Anthony Heygood

No. 53
- Position: Linebacker

Personal information
- Born: April 3, 1986 (age 39) Chester, Pennsylvania, U.S.
- Listed height: 6 ft 1 in (1.85 m)
- Listed weight: 232 lb (105 kg)

Career information
- High school: Cardinal O'Hara (Springfield, Pennsylvania)
- College: Purdue
- NFL draft: 2009: undrafted

Career history
- Carolina Panthers (2009)*; Seattle Seahawks (2009–2010); Saskatchewan Roughriders (2013)*;
- * Offseason and/or practice squad member only

= Anthony Heygood =

American gridiron football player (born 1986)

Anthony Deron Heygood (born April 3, 1986) is an American former professional football linebacker. He was signed by the Carolina Panthers of the National Football League (NFL) as an undrafted free agent in 2009. He played college football for the Purdue Boilermakers.

He was also a member of the Seattle Seahawks of the NFL and the Saskatchewan Roughriders of the Canadian Football League (CFL).

==Early life==
Heygood attended Cardinal O'Hara High School in Springfield, Pennsylvania.

Heygood committed to Purdue University on February 4, 2004. Heygood was heavily recruited, landing FBS scholarships from Boston College, Notre Dame, Purdue Syracuse, West Virginia and Wisconsin.
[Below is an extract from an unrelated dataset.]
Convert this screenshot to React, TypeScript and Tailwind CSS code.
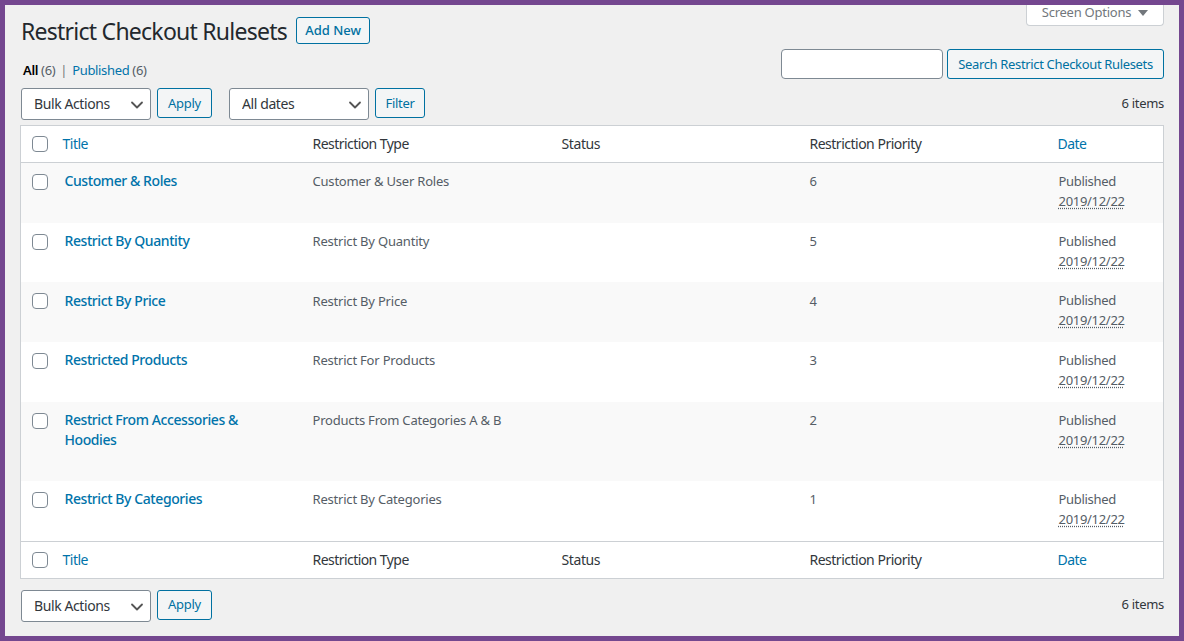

College recruiting information
| Name | Hometown | School | Height | Weight | 40^{‡} | Commit date |
| Anthony Heygood RB | Metamora, Illinois | Metamora Township High School | 6 ft 2 in (1.88 m) | 210 lb (95 kg) | 4.495 | Feb 4, 2004 |
Recruit ratings: Scout: Rivals:
Overall recruit ranking: Scout: 43 (RB) Rivals: 20 (RB), 15 (PA)
Note: In many cases, Scout, Rivals, 247Sports, On3, and ESPN may conflict in their listings of height and weight.; In these cases, the average was taken. ESPN grades are on a 100-point scale.; Sources: "Purdue Football Commitment List (28)". Rivals. Retrieved May 21, 2013.; "Purdue College Football Recruiting Commits". Scout. Retrieved May 21, 2013.; "Scout.com Team Recruiting Rankings". Scout. Retrieved May 21, 2013.; "2004 Team Ranking". Rivals.com. Retrieved May 21, 2013.;

==College career==
Heygood majored in health and fitness at Purdue.

==Professional career==

===Carolina Panthers===
After going undrafted in the 2009 NFL draft, Heygood was signed by the Carolina Panthers on May 1, 2009, as an undrafted free agent. He waived on September 5, 2009.

===Seattle Seahawks===
Heygood was signed by the Seattle Seahawks on January 6, 2010. He was later released by the team on July 29, 2010, only to be re-signed five days later on August 4. He was placed on injured reserve on August 6, 2010. On July 30, 2011, he was waived by Seattle.

===Saskatchewan Roughriders===
In May 2013, Heygood signed with the Saskatchewan Roughriders. Heygood was cut on June 18, 2013.